People know who you are, but you aren’t Seth; you aren’t immediately recognizable to a generation of TV fans. What’s it like being able to fly under the radar a little bit at comic conventions and stuff?
I love it. I hate being in the limelight, even doing something like this on Zoom makes me uncomfortable. It’s so much easier to just be able to talk. I’m not a guy who wants to be recognized. I love having Seth. We always say that we’re mom and dad and I let him kind of be dad and I can be just a little bit behind the scenes in this regard. But there are times where I’ll have to step out and say, “No, you’re wrong. You can’t do that.”
But with Comic-Con it’s interesting because it’s so crowded compared to when we were first going. It’s a whole different world in that. And I would say that that is the one place where it’s overwhelming for me now. I’ve been doing Robot Chicken probably for … we’ve been doing it for 15 years and the fact that I get recognized there even walking down the street in San Diego is a very unreal type of role for me.
I don’t know. I’m an awkward guy.
At this point, do you have a count of how many characters you’ve actually used?
No, not at all. I mean, I can rough estimate how many puppets that are made. Characters, I couldn’t even tell you. We probably make 120 puppets per episode, and then the ones that already exist. So it’s exponential in that capacity.
But yeah, but all the toys just sit in boxes, and they’re labeled. Our boxes, which crack me up, are labeled like “homeless people.” And it’s just weird things. It’s like, trying to think…Western? I don’t even know how to describe it. It’s just a random assortment of characters that we just have put in these boxes. “Hobos, hippies, a hand.”
Are there any pop culture characters that you’re like, “Man, I wish we’d gotten a chance to do them,” or at this point, have you pretty much hit everything that you were interested in?
You know, I think the good thing for us is there’s always something that we haven’t quite touched yet.
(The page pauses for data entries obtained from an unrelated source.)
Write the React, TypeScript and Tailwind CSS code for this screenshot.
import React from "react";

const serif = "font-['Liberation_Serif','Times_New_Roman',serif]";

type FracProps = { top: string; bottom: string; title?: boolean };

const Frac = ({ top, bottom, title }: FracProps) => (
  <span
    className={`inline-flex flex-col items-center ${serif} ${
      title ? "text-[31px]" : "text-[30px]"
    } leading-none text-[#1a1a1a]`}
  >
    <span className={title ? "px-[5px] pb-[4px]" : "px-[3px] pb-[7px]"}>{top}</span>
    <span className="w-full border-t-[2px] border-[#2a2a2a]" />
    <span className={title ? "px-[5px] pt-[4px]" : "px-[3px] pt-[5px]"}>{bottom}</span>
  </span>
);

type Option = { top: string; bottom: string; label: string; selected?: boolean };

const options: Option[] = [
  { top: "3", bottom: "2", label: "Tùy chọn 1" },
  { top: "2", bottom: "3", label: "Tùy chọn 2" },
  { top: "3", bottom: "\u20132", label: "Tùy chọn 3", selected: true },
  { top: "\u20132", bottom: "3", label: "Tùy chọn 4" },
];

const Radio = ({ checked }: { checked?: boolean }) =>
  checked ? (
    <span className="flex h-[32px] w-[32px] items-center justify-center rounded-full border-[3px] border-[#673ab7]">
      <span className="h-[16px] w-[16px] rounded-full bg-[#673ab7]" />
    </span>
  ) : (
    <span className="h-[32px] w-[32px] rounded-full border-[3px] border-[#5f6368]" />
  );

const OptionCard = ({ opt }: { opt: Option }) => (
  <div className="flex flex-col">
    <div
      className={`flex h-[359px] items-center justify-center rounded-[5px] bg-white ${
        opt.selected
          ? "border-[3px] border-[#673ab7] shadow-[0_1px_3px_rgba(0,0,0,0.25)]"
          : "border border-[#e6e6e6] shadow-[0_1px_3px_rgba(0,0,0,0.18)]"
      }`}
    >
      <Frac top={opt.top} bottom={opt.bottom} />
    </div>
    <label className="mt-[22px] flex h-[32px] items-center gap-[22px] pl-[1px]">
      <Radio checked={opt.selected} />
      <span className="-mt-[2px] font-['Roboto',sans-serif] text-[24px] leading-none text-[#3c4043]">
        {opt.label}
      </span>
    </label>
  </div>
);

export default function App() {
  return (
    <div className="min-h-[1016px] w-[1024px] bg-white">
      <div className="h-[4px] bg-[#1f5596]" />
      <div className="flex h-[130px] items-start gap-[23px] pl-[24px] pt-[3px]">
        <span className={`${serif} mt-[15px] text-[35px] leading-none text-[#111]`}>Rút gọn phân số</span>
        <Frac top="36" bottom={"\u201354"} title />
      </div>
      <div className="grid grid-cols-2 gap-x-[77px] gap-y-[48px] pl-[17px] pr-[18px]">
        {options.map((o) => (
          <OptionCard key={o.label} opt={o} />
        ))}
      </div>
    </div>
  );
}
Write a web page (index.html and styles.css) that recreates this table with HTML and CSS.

Part of the fun for me is, I have kids now, and it’s fun seeing the stuff that they’re watching turn into stuff that we’re making fun of. I always laugh that we hadn’t done Ben 10, but the guys who created that show from the comic book world, wanted to try to mock it, and then we did it.
There’s always something that’s out there that you know you can make fun of in some capacity. So it always changes. It always enhances. So the answer is yes, but I couldn’t even tell you. You could probably name some and be like, “Oh, I totally want to do that.”
What is kind of different and special about episode 200 for you, as a creator?
I think it was best summed up by the head of Adult Swim. He said flat out, he said, “You’re Saturday Night Live. You’re our Saturday Night Live. You are a sketch comedy show that comes weekly to people and you’re always making fun of something that’s going to be relevant to pop culture currently and relevant to the nostalgia of what pop culture is.”
And that’s always stuck with me. Hitting 200, it’s just one of those experiences where you’re just amazed. Seth and I started this thing, and it was supposed to be just a little online short. It was something that Seth was supposed to just bring on Conan O’Brien and not turn it into anything else. So to be doing this — I’m playing with friends. That’s what I have to constantly be telling myself is, I’m going to work, but at the same time, I’m still playing with the same people I’ve always loved. And yeah, it’s I get to play with toys and get paid for it. I’m not going to complain.